Information shown:
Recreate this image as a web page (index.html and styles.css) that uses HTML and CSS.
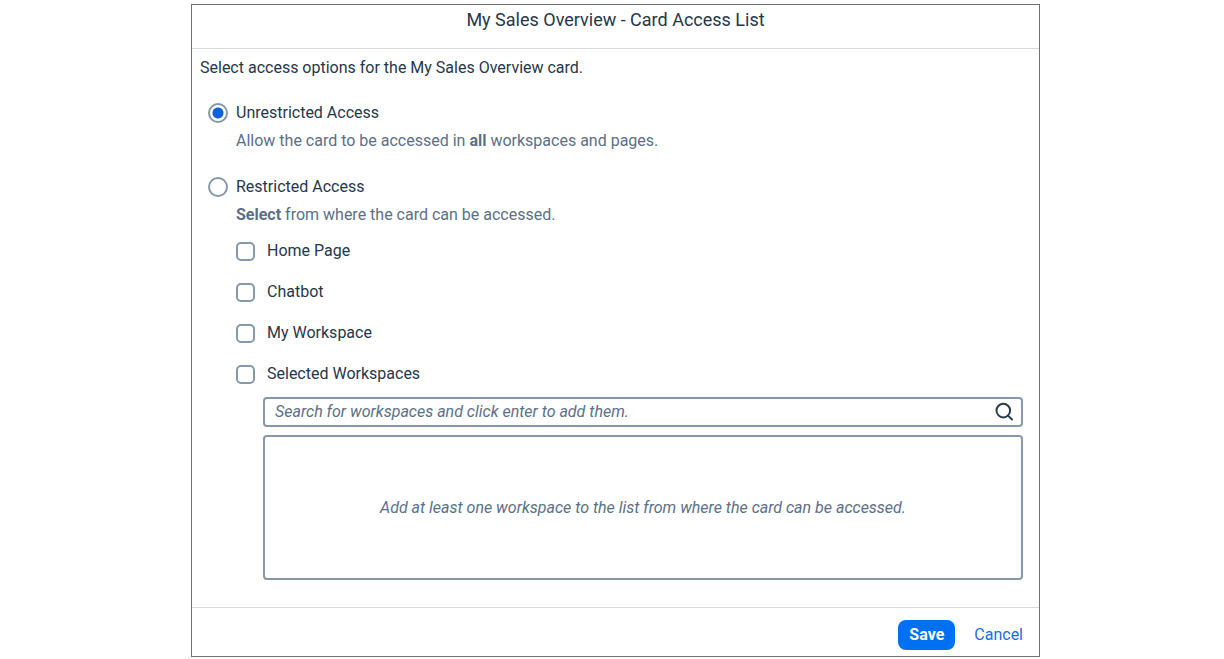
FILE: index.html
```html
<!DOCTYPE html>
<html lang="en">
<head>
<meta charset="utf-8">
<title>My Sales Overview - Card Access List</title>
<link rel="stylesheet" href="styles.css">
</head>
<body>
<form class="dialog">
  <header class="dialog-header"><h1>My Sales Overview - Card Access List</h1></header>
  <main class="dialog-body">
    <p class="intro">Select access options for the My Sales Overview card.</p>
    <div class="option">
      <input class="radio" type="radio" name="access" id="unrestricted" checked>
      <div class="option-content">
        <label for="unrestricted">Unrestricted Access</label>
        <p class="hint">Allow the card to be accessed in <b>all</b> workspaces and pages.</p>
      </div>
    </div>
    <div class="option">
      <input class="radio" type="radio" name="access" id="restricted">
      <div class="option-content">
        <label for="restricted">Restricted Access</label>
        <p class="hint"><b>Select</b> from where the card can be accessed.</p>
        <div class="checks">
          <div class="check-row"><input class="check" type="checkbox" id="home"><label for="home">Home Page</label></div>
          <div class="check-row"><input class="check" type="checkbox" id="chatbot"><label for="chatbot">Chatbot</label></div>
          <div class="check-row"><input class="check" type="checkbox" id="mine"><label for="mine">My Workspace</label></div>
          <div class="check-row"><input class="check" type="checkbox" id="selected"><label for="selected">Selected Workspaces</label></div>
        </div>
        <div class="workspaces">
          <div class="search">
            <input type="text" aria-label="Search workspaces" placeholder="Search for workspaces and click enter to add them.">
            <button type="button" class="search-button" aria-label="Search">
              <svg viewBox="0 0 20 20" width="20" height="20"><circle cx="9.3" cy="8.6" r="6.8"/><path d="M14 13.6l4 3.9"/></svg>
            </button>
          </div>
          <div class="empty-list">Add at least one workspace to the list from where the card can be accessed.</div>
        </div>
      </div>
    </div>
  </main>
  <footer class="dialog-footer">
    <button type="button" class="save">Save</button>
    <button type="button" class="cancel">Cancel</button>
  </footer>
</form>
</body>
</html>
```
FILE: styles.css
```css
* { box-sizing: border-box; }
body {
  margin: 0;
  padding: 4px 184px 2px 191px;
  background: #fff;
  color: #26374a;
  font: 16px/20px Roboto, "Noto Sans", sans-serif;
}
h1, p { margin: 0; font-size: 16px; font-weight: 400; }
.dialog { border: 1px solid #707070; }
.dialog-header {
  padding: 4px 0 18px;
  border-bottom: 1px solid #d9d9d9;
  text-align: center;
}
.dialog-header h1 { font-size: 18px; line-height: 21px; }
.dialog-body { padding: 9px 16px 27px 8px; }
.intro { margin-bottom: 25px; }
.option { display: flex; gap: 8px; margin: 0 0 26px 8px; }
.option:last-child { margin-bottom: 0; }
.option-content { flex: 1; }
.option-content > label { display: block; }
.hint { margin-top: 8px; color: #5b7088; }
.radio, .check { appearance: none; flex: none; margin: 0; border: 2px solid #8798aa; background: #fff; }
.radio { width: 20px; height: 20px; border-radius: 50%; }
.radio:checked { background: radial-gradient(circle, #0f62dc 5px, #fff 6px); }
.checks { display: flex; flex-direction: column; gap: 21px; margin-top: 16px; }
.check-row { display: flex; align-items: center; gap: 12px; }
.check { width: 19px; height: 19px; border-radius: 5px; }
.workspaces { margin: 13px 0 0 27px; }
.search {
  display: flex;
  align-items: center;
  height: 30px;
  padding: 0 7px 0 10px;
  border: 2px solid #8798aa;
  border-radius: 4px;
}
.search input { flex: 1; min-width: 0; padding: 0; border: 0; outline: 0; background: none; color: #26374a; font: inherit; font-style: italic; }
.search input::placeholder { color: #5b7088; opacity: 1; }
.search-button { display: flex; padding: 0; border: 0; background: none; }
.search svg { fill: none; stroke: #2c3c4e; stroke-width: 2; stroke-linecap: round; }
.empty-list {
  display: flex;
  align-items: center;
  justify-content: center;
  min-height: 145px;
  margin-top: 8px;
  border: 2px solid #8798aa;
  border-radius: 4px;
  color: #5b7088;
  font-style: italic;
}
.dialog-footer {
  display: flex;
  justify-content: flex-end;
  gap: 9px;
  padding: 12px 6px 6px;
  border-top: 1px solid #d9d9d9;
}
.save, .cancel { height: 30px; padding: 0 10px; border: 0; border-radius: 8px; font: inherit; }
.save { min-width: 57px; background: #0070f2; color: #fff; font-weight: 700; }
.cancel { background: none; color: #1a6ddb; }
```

What is expected:
Send back the data above word for word, with the pictures left out.

Task result:
Recreate this image as a web page (index.html and styles.css) that uses HTML and CSS.
FILE: index.html
```html
<!DOCTYPE html>
<html lang="en">
<head>
<meta charset="utf-8">
<title>My Sales Overview - Card Access List</title>
<link rel="stylesheet" href="styles.css">
</head>
<body>
<form class="dialog">
  <header class="dialog-header"><h1>My Sales Overview - Card Access List</h1></header>
  <main class="dialog-body">
    <p class="intro">Select access options for the My Sales Overview card.</p>
    <div class="option">
      <input class="radio" type="radio" name="access" id="unrestricted" checked>
      <div class="option-content">
        <label for="unrestricted">Unrestricted Access</label>
        <p class="hint">Allow the card to be accessed in <b>all</b> workspaces and pages.</p>
      </div>
    </div>
    <div class="option">
      <input class="radio" type="radio" name="access" id="restricted">
      <div class="option-content">
        <label for="restricted">Restricted Access</label>
        <p class="hint"><b>Select</b> from where the card can be accessed.</p>
        <div class="checks">
          <div class="check-row"><input class="check" type="checkbox" id="home"><label for="home">Home Page</label></div>
          <div class="check-row"><input class="check" type="checkbox" id="chatbot"><label for="chatbot">Chatbot</label></div>
          <div class="check-row"><input class="check" type="checkbox" id="mine"><label for="mine">My Workspace</label></div>
          <div class="check-row"><input class="check" type="checkbox" id="selected"><label for="selected">Selected Workspaces</label></div>
        </div>
        <div class="workspaces">
          <div class="search">
            <input type="text" aria-label="Search workspaces" placeholder="Search for workspaces and click enter to add them.">
            <button type="button" class="search-button" aria-label="Search">
              <svg viewBox="0 0 20 20" width="20" height="20"><circle cx="9.3" cy="8.6" r="6.8"/><path d="M14 13.6l4 3.9"/></svg>
            </button>
          </div>
          <div class="empty-list">Add at least one workspace to the list from where the card can be accessed.</div>
        </div>
      </div>
    </div>
  </main>
  <footer class="dialog-footer">
    <button type="button" class="save">Save</button>
    <button type="button" class="cancel">Cancel</button>
  </footer>
</form>
</body>
</html>
```
FILE: styles.css
```css
* { box-sizing: border-box; }
body {
  margin: 0;
  padding: 4px 184px 2px 191px;
  background: #fff;
  color: #26374a;
  font: 16px/20px Roboto, "Noto Sans", sans-serif;
}
h1, p { margin: 0; font-size: 16px; font-weight: 400; }
.dialog { border: 1px solid #707070; }
.dialog-header {
  padding: 4px 0 18px;
  border-bottom: 1px solid #d9d9d9;
  text-align: center;
}
.dialog-header h1 { font-size: 18px; line-height: 21px; }
.dialog-body { padding: 9px 16px 27px 8px; }
.intro { margin-bottom: 25px; }
.option { display: flex; gap: 8px; margin: 0 0 26px 8px; }
.option:last-child { margin-bottom: 0; }
.option-content { flex: 1; }
.option-content > label { display: block; }
.hint { margin-top: 8px; color: #5b7088; }
.radio, .check { appearance: none; flex: none; margin: 0; border: 2px solid #8798aa; background: #fff; }
.radio { width: 20px; height: 20px; border-radius: 50%; }
.radio:checked { background: radial-gradient(circle, #0f62dc 5px, #fff 6px); }
.checks { display: flex; flex-direction: column; gap: 21px; margin-top: 16px; }
.check-row { display: flex; align-items: center; gap: 12px; }
.check { width: 19px; height: 19px; border-radius: 5px; }
.workspaces { margin: 13px 0 0 27px; }
.search {
  display: flex;
  align-items: center;
  height: 30px;
  padding: 0 7px 0 10px;
  border: 2px solid #8798aa;
  border-radius: 4px;
}
.search input { flex: 1; min-width: 0; padding: 0; border: 0; outline: 0; background: none; color: #26374a; font: inherit; font-style: italic; }
.search input::placeholder { color: #5b7088; opacity: 1; }
.search-button { display: flex; padding: 0; border: 0; background: none; }
.search svg { fill: none; stroke: #2c3c4e; stroke-width: 2; stroke-linecap: round; }
.empty-list {
  display: flex;
  align-items: center;
  justify-content: center;
  min-height: 145px;
  margin-top: 8px;
  border: 2px solid #8798aa;
  border-radius: 4px;
  color: #5b7088;
  font-style: italic;
}
.dialog-footer {
  display: flex;
  justify-content: flex-end;
  gap: 9px;
  padding: 12px 6px 6px;
  border-top: 1px solid #d9d9d9;
}
.save, .cancel { height: 30px; padding: 0 10px; border: 0; border-radius: 8px; font: inherit; }
.save { min-width: 57px; background: #0070f2; color: #fff; font-weight: 700; }
.cancel { background: none; color: #1a6ddb; }
```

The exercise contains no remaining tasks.